We have "basic" LLM, the ones from 2023. They were producing _very convincing_ human text, and yet, they were too often failing basic tests that require understanding.
Now, we have more advanced models, but the counter-example of "basic" LLM demonstrates your assertion is incorrect: these model _did_ produce very convincing human text and yet did not make sense out of it.
But for the more advanced models, the problem is that they are "on top" of basic LLM. So, the first step is a training that build a mechanism that produce convincing text without understanding, and then, the "residuals" are fine-tuned. The result is very unlikely to add "understanding" to the model, because to do so, the whole system needs to deconstruct the basic LLM, to go back towards less efficient situations in order to rebuild almost from scratch. The fact that modern LLM are based on basic LLM means that the first step put the cursor in the bottom of the "basic LLM mechanism" valley, which is a local minimum. And any layer on top of it cannot "climb up" the slope of the valley, pass the ridge and fall into the next valley, even if this next valley has a lower minimum.

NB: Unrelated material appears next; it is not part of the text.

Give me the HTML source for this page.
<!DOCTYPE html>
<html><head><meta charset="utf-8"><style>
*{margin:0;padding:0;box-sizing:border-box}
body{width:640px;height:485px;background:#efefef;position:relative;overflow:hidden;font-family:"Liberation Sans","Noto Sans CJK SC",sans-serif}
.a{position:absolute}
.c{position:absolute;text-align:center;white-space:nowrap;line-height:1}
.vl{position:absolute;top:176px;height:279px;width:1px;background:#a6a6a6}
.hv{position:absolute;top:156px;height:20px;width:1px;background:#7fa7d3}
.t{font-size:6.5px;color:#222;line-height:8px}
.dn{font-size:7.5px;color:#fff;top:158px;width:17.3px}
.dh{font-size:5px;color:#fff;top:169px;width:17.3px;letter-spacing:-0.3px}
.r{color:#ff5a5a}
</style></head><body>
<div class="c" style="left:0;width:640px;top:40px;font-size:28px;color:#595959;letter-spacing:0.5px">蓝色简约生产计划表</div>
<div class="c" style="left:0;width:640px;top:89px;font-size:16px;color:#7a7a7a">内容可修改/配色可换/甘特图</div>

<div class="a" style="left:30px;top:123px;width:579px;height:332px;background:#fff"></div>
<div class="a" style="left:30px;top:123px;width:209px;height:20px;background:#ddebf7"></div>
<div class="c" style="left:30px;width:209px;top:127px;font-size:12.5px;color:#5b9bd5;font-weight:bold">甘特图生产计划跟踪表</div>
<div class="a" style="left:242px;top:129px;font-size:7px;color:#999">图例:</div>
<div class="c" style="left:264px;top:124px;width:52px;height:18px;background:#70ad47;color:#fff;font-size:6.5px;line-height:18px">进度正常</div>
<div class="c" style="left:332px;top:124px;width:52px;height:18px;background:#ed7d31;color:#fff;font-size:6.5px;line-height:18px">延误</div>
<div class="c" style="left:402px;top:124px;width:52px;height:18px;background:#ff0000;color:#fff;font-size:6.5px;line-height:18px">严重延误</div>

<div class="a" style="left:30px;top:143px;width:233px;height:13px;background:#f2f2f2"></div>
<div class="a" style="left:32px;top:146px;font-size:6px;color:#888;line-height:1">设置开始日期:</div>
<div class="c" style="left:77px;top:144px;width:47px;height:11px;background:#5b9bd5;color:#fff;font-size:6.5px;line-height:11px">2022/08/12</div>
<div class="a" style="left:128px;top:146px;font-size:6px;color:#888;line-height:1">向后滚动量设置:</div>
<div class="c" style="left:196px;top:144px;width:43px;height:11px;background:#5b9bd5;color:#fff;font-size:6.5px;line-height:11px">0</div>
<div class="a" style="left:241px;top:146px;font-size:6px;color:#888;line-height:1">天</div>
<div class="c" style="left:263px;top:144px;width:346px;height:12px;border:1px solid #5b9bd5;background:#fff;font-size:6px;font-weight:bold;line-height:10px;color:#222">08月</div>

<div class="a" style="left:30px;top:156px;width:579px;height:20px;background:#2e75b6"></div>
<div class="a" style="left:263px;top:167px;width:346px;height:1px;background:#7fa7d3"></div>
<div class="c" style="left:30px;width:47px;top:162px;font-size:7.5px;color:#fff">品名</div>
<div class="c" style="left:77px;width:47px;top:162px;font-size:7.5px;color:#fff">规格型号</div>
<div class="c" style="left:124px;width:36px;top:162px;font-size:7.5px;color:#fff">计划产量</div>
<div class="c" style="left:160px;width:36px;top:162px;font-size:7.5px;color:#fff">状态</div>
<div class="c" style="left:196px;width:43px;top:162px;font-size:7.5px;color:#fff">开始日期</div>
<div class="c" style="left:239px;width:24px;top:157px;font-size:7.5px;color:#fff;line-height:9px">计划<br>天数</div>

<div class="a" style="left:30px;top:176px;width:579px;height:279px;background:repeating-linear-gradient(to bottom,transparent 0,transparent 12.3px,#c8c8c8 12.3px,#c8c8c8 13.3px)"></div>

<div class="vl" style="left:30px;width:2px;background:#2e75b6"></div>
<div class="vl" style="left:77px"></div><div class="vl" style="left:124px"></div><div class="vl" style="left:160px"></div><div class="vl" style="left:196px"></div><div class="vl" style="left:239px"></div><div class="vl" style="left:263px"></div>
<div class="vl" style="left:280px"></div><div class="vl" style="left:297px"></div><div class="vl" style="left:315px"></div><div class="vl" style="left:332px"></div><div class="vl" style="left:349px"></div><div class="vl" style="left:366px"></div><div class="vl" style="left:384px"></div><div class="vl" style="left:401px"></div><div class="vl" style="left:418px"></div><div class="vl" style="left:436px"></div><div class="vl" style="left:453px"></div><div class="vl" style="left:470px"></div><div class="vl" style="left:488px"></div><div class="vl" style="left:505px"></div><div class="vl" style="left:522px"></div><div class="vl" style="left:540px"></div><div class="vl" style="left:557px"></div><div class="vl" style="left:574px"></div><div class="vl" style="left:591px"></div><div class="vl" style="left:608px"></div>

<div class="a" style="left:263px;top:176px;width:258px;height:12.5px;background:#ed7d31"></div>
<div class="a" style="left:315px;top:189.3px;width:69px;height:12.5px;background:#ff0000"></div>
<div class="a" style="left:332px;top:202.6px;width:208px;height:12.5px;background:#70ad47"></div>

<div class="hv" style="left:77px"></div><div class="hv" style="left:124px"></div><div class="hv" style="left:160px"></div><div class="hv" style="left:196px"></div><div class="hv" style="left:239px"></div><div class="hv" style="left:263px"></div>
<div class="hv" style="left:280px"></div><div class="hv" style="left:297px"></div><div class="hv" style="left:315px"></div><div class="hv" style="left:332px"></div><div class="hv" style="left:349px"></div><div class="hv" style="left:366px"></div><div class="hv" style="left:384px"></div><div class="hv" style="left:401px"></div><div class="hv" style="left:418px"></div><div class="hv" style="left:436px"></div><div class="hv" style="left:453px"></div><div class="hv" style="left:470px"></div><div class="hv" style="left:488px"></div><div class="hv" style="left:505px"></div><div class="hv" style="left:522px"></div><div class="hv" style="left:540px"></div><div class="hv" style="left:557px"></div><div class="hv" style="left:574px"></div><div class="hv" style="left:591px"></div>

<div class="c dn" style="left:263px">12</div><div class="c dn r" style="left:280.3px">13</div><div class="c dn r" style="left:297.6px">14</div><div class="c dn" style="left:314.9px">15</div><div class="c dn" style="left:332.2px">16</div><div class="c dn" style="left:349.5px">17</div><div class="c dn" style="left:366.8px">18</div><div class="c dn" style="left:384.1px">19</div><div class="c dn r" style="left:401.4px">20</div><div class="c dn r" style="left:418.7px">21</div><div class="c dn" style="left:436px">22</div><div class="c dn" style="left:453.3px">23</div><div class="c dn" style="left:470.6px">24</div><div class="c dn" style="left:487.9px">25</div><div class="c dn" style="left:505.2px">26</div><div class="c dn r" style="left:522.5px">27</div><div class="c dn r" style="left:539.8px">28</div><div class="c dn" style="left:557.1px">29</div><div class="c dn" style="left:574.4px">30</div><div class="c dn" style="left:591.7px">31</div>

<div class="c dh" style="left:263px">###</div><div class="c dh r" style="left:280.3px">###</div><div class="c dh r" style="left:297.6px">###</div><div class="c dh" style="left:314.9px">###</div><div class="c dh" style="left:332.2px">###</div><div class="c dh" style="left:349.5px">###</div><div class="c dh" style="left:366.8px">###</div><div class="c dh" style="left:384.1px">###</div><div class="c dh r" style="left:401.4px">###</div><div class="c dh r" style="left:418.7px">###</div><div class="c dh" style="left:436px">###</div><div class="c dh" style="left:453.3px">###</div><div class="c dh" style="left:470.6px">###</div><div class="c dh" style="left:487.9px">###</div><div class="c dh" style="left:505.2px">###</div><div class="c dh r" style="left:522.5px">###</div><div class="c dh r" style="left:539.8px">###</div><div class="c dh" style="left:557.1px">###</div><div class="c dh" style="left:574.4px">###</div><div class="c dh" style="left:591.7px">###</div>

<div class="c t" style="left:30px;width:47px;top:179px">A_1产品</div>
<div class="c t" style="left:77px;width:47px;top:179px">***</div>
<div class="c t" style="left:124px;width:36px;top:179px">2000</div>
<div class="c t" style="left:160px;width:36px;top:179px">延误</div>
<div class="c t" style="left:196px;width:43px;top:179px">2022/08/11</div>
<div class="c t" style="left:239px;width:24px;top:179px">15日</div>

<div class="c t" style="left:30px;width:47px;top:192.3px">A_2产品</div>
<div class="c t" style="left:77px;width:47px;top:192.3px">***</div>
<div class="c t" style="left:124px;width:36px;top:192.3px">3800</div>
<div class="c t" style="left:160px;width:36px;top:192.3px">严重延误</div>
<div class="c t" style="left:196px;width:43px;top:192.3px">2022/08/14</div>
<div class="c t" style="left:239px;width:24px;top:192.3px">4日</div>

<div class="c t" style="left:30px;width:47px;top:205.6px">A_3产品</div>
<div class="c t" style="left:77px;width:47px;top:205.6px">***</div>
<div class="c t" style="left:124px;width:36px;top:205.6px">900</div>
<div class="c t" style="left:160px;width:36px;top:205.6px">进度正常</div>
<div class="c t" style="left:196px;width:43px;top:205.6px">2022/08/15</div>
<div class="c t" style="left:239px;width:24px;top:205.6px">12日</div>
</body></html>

> The number of parameters models they have may seem large, but they are very small relative to the training data that they have to summarize.
That is demonstrably an incorrect logic jump. For example, CNN are able to distinguish between pictures of cats and pictures of dogs. The weights in these models are very small relative to the number of pixels they have been trained on. Yet, they distinguish cats and dogs by finding specific shapes in the pictures, without understanding what a 3-D cat and a 3-D dog is.

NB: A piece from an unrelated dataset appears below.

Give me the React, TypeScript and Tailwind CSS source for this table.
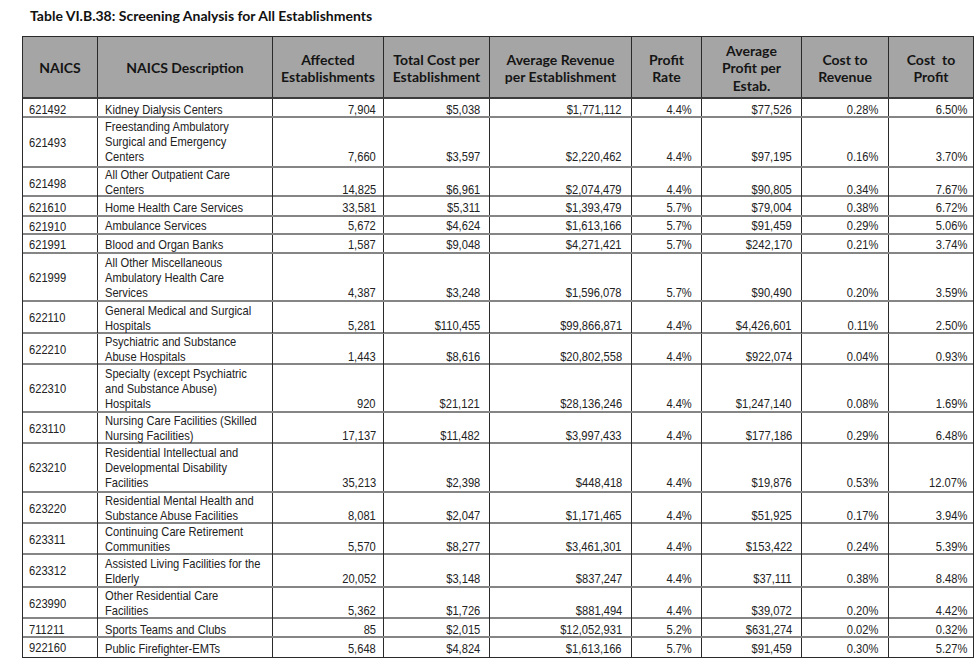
import React from "react";

type Row = {
  code: string;
  desc: string[];
  vals: string[];
  h: string;
  s: string;
};

const rows: Row[] = [
  { code: "621492", desc: ["Kidney Dialysis Centers"], vals: ["7,904", "$5,038", "$1,771,112", "4.4%", "$77,526", "0.28%", "6.50%"], h: "h-[19px]", s: "translate-y-[1.5px]" },
  { code: "621493", desc: ["Freestanding Ambulatory", "Surgical and Emergency", "Centers"], vals: ["7,660", "$3,597", "$2,220,462", "4.4%", "$97,195", "0.16%", "3.70%"], h: "h-[50px]", s: "translate-y-[-1px]" },
  { code: "621498", desc: ["All Other Outpatient Care", "Centers"], vals: ["14,825", "$6,961", "$2,074,479", "4.4%", "$90,805", "0.34%", "7.67%"], h: "h-[29px]", s: "translate-y-[-1.5px]" },
  { code: "621610", desc: ["Home Health Care Services"], vals: ["33,581", "$5,311", "$1,393,479", "5.7%", "$79,004", "0.38%", "6.72%"], h: "h-[20px]", s: "translate-y-[0.5px]" },
  { code: "621910", desc: ["Ambulance Services"], vals: ["5,672", "$4,624", "$1,613,166", "5.7%", "$91,459", "0.29%", "5.06%"], h: "h-[18px]", s: "translate-y-[1px]" },
  { code: "621991", desc: ["Blood and Organ Banks"], vals: ["1,587", "$9,048", "$4,271,421", "5.7%", "$242,170", "0.21%", "3.74%"], h: "h-[19px]", s: "translate-y-[0.5px]" },
  { code: "621999", desc: ["All Other Miscellaneous", "Ambulatory Health Care", "Services"], vals: ["4,387", "$3,248", "$1,596,078", "5.7%", "$90,490", "0.20%", "3.59%"], h: "h-[48px]", s: "translate-y-[1px]" },
  { code: "622110", desc: ["General Medical and Surgical", "Hospitals"], vals: ["5,281", "$110,455", "$99,866,871", "4.4%", "$4,426,601", "0.11%", "2.50%"], h: "h-[32px]", s: "translate-y-[0.5px]" },
  { code: "622210", desc: ["Psychiatric and Substance", "Abuse Hospitals"], vals: ["1,443", "$8,616", "$20,802,558", "4.4%", "$922,074", "0.04%", "0.93%"], h: "h-[31px]", s: "translate-y-[-0.5px]" },
  { code: "622310", desc: ["Specialty (except Psychiatric", "and Substance Abuse)", "Hospitals"], vals: ["920", "$21,121", "$28,136,246", "4.4%", "$1,247,140", "0.08%", "1.69%"], h: "h-[48px]", s: "translate-y-[0.5px]" },
  { code: "623110", desc: ["Nursing Care Facilities (Skilled", "Nursing Facilities)"], vals: ["17,137", "$11,482", "$3,997,433", "4.4%", "$177,186", "0.29%", "6.48%"], h: "h-[31px]", s: "translate-y-[-0.5px]" },
  { code: "623210", desc: ["Residential Intellectual and", "Developmental Disability", "Facilities"], vals: ["35,213", "$2,398", "$448,418", "4.4%", "$19,876", "0.53%", "12.07%"], h: "h-[49px]", s: "translate-y-0" },
  { code: "623220", desc: ["Residential Mental Health and", "Substance Abuse Facilities"], vals: ["8,081", "$2,047", "$1,171,465", "4.4%", "$51,925", "0.17%", "3.94%"], h: "h-[31px]", s: "translate-y-[-0.5px]" },
  { code: "623311", desc: ["Continuing Care Retirement", "Communities"], vals: ["5,570", "$8,277", "$3,461,301", "4.4%", "$153,422", "0.24%", "5.39%"], h: "h-[31px]", s: "translate-y-[-0.5px]" },
  { code: "623312", desc: ["Assisted Living Facilities for the", "Elderly"], vals: ["20,052", "$3,148", "$837,247", "4.4%", "$37,111", "0.38%", "8.48%"], h: "h-[33px]", s: "translate-y-[1px]" },
  { code: "623990", desc: ["Other Residential Care", "Facilities"], vals: ["5,362", "$1,726", "$881,494", "4.4%", "$39,072", "0.20%", "4.42%"], h: "h-[31px]", s: "translate-y-[-0.5px]" },
  { code: "711211", desc: ["Sports Teams and Clubs"], vals: ["85", "$2,015", "$12,052,931", "5.2%", "$631,274", "0.02%", "0.32%"], h: "h-[19px]", s: "translate-y-[1.5px]" },
  { code: "922160", desc: ["Public Firefighter-EMTs"], vals: ["5,648", "$4,824", "$1,613,166", "5.7%", "$91,459", "0.30%", "5.27%"], h: "h-[19px]", s: "translate-y-[-0.5px]" },
];

const cols = "grid grid-cols-[75px_175px_111px_106px_142px_70px_100px_87px_84px]";

const valPad = ["pr-[7px]", "pr-[9px]", "pr-[9px]", "pr-[9px]", "pr-[9px]", "pr-[10px]", "pr-[6px]"];

const headers: string[][] = [
  ["NAICS"],
  ["NAICS Description"],
  ["Affected", "Establishments"],
  ["Total Cost per", "Establishment"],
  ["Average Revenue", "per Establishment"],
  ["Profit", "Rate"],
  ["Average", "Profit per", "Estab."],
  ["Cost to", "Revenue"],
  ["Cost  to", "Profit"],
];

export default function App() {
  return (
    <div className="w-[980px] h-[665px] bg-white pl-[22px] pt-[6px]">
      <div className="pl-[8px] h-[20px] leading-[20px] text-[14px] font-bold text-[#111] font-['Lato','Liberation_Sans',sans-serif]">
        Table VI.B.38: Screening Analysis for All Establishments
      </div>
      <div className="mt-[10px] w-[952px] border border-[#2a2a2a] font-['Liberation_Sans',sans-serif] text-[13.5px] leading-[15px] text-[#222]">
        <div className={`${cols} h-[62px] bg-[#a5a5a5] border-b-2 border-[#3c3c3c]`}>
          {headers.map((h, i) => (
            <div
              key={i}
              className={`flex flex-col items-center justify-center pt-[2px] text-center font-['Lato','Liberation_Sans',sans-serif] font-bold text-[14px] leading-[17.5px] text-[#151515] ${i < 8 ? "border-r border-[#2a2a2a]" : ""}`}
            >
              {h.map((l, j) => (
                <div key={j} className="whitespace-pre">{l}</div>
              ))}
            </div>
          ))}
        </div>
        {rows.map((r, ri) => {
          const codeShift = r.desc.length === 1 ? r.s : "translate-y-0";
          return (
            <div
              key={r.code}
              className={`${cols} ${r.h} ${ri < rows.length - 1 ? "border-b-2 border-[#858585]" : ""}`}
            >
              <div className="flex items-center pl-[6px] border-r border-[#2a2a2a]">
                <span className={`inline-block origin-left scale-x-[0.825] ${codeShift}`}>{r.code}</span>
              </div>
              <div className="flex flex-col items-start justify-end pb-[1px] pl-[7px] border-r border-[#2a2a2a]">
                {r.desc.map((d, j) => (
                  <span key={j} className={`block shrink-0 whitespace-nowrap origin-left scale-x-[0.825] ${r.s}`}>{d}</span>
                ))}
              </div>
              {r.vals.map((v, vi) => (
                <div
                  key={vi}
                  className={`flex items-end justify-end pb-[1px] ${valPad[vi]} ${vi < 6 ? "border-r border-[#2a2a2a]" : ""}`}
                >
                  <span className={`inline-block origin-right scale-x-[0.825] ${r.s}`}>{v}</span>
                </div>
              ))}
            </div>
          );
        })}
      </div>
    </div>
  );
}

They have done that without discovering the typical human pattern that make sense of "cat" and "dog". And yet, the number of weights is very very small with respect to the number of pixel used in training.
> And we can verify that. Simply discuss completely disparate topics, ... > If the model is only interpolating it will produce gibberish.
What you are saying is that the model is not simplistic interpolation. But that is a straw man argument: people who say that LLM don't understand don't say LLM are equivalent to simple interpolation machine.
But the problem is that you can have very good predictions in novel situations without understanding.
For example, if you have 10 totally different situations that can be described with a Gaussian curve, and that I show you points for a new situations that cover the left side of a Gaussian curve. Then you will be able to guess that the right side of the curve, which is not an interpolation as it corresponds to situations you never saw, will behave like the rest of the Gaussian curve. And yet, in these 11 situations, I did not even say which real physical phenomenon I'm talking about. You haven't understood anything about these phenomenon, all you have done is guessed that a typical pattern that you have observed somewhere else is more likely to apply here too, without even having to understand anything about the reality of this situation.
And of course, this prediction is "a guess": maybe, for once, in this 11th situation, the curve will start as a Gaussian curve but will suddenly be different. But it happens that the reality is that in this 11th situation, the correct description is a Gaussian curve (because, due to the maths, Gaussian curves are really common). So, when you make your prediction, it looks like you understand the situation, it looks like you understood the physical mechanism that applied here. But it is not the case.
So, no, correctly doing such prediction does not demonstrate understanding.
> The fact that models can be near expert, and sometimes expert, across vast areas of human knowledge is a clue.
That is not at all sufficient. A Chinese room experiment will do that despite the system not understanding Chinese. A pocket calculator will be able to be expert in math computation.
> If they don't understand that, then the question is, why do we think people understand things.
That's the wrong question. The correct question is: we know people understand things, and we see AI behaving similarly to people in some aspect, but is this behaviour _requires_ understanding, or can we reproduce this behaviour without needing to understand?
The fact that "basic" LLM were able to reproduce very convincing text that look like they understood X and yet were demonstrably showing lack of understanding of X demonstrates that we cannot just jump to the conclusion that just because it looks the same, the only possibility is that the core mechanism is identical.